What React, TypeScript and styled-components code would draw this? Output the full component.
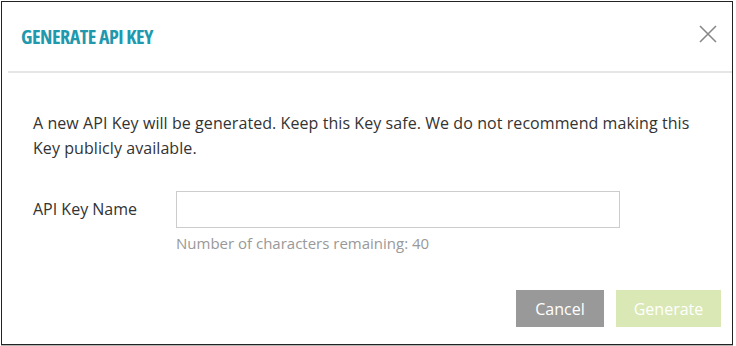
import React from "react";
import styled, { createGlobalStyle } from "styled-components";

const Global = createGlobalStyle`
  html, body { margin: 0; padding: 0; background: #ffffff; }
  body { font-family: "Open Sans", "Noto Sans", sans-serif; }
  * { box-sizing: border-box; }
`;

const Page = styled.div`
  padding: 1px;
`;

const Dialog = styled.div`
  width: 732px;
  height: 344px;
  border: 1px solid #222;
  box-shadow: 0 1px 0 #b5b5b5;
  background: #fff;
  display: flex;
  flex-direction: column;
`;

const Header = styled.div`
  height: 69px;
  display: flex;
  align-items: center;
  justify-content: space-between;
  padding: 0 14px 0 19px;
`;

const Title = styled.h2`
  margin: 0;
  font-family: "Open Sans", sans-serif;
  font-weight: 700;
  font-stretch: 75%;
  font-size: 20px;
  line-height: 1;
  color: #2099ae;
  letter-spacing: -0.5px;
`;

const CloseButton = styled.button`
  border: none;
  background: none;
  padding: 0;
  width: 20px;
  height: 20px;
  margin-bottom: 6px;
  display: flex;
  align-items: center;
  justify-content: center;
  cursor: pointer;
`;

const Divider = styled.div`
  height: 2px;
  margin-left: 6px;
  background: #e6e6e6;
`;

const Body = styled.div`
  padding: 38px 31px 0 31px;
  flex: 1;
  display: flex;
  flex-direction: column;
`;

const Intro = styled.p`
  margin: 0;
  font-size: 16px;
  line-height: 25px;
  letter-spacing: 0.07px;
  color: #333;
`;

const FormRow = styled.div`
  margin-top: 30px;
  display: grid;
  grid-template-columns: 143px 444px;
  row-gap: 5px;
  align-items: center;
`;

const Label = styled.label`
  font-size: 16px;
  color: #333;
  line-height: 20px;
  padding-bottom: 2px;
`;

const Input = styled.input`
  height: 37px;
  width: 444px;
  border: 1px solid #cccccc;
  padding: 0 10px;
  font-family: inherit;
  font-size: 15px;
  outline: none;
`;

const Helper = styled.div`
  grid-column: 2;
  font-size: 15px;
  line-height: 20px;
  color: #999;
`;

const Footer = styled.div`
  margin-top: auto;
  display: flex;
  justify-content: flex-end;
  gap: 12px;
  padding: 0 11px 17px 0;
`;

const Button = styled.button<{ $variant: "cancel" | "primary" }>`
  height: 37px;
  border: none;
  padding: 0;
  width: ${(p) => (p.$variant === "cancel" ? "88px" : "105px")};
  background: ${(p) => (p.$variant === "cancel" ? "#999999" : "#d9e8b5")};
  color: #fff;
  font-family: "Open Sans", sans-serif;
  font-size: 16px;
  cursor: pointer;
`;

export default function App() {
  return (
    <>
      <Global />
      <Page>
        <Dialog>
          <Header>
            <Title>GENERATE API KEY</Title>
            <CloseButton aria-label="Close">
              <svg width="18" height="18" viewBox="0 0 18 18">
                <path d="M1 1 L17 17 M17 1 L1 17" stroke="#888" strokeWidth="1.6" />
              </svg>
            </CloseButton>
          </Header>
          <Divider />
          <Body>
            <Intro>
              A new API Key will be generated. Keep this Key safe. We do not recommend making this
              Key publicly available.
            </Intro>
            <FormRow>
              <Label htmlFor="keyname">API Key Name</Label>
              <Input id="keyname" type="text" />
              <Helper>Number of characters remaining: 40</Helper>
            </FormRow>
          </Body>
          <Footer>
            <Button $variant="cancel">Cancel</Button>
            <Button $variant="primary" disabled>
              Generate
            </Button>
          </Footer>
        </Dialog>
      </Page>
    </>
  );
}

******************************

Return each line exactly as written. Any picture gets left out.

What React, TypeScript and styled-components code would draw this? Output the full component.
import React from "react";
import styled, { createGlobalStyle } from "styled-components";

const Global = createGlobalStyle`
  html, body { margin: 0; padding: 0; background: #ffffff; }
  body { font-family: "Open Sans", "Noto Sans", sans-serif; }
  * { box-sizing: border-box; }
`;

const Page = styled.div`
  padding: 1px;
`;

const Dialog = styled.div`
  width: 732px;
  height: 344px;
  border: 1px solid #222;
  box-shadow: 0 1px 0 #b5b5b5;
  background: #fff;
  display: flex;
  flex-direction: column;
`;

const Header = styled.div`
  height: 69px;
  display: flex;
  align-items: center;
  justify-content: space-between;
  padding: 0 14px 0 19px;
`;

const Title = styled.h2`
  margin: 0;
  font-family: "Open Sans", sans-serif;
  font-weight: 700;
  font-stretch: 75%;
  font-size: 20px;
  line-height: 1;
  color: #2099ae;
  letter-spacing: -0.5px;
`;

const CloseButton = styled.button`
  border: none;
  background: none;
  padding: 0;
  width: 20px;
  height: 20px;
  margin-bottom: 6px;
  display: flex;
  align-items: center;
  justify-content: center;
  cursor: pointer;
`;

const Divider = styled.div`
  height: 2px;
  margin-left: 6px;
  background: #e6e6e6;
`;

const Body = styled.div`
  padding: 38px 31px 0 31px;
  flex: 1;
  display: flex;
  flex-direction: column;
`;

const Intro = styled.p`
  margin: 0;
  font-size: 16px;
  line-height: 25px;
  letter-spacing: 0.07px;
  color: #333;
`;

const FormRow = styled.div`
  margin-top: 30px;
  display: grid;
  grid-template-columns: 143px 444px;
  row-gap: 5px;
  align-items: center;
`;

const Label = styled.label`
  font-size: 16px;
  color: #333;
  line-height: 20px;
  padding-bottom: 2px;
`;

const Input = styled.input`
  height: 37px;
  width: 444px;
  border: 1px solid #cccccc;
  padding: 0 10px;
  font-family: inherit;
  font-size: 15px;
  outline: none;
`;

const Helper = styled.div`
  grid-column: 2;
  font-size: 15px;
  line-height: 20px;
  color: #999;
`;

const Footer = styled.div`
  margin-top: auto;
  display: flex;
  justify-content: flex-end;
  gap: 12px;
  padding: 0 11px 17px 0;
`;

const Button = styled.button<{ $variant: "cancel" | "primary" }>`
  height: 37px;
  border: none;
  padding: 0;
  width: ${(p) => (p.$variant === "cancel" ? "88px" : "105px")};
  background: ${(p) => (p.$variant === "cancel" ? "#999999" : "#d9e8b5")};
  color: #fff;
  font-family: "Open Sans", sans-serif;
  font-size: 16px;
  cursor: pointer;
`;

export default function App() {
  return (
    <>
      <Global />
      <Page>
        <Dialog>
          <Header>
            <Title>GENERATE API KEY</Title>
            <CloseButton aria-label="Close">
              <svg width="18" height="18" viewBox="0 0 18 18">
                <path d="M1 1 L17 17 M17 1 L1 17" stroke="#888" strokeWidth="1.6" />
              </svg>
            </CloseButton>
          </Header>
          <Divider />
          <Body>
            <Intro>
              A new API Key will be generated. Keep this Key safe. We do not recommend making this
              Key publicly available.
            </Intro>
            <FormRow>
              <Label htmlFor="keyname">API Key Name</Label>
              <Input id="keyname" type="text" />
              <Helper>Number of characters remaining: 40</Helper>
            </FormRow>
          </Body>
          <Footer>
            <Button $variant="cancel">Cancel</Button>
            <Button $variant="primary" disabled>
              Generate
            </Button>
          </Footer>
        </Dialog>
      </Page>
    </>
  );
}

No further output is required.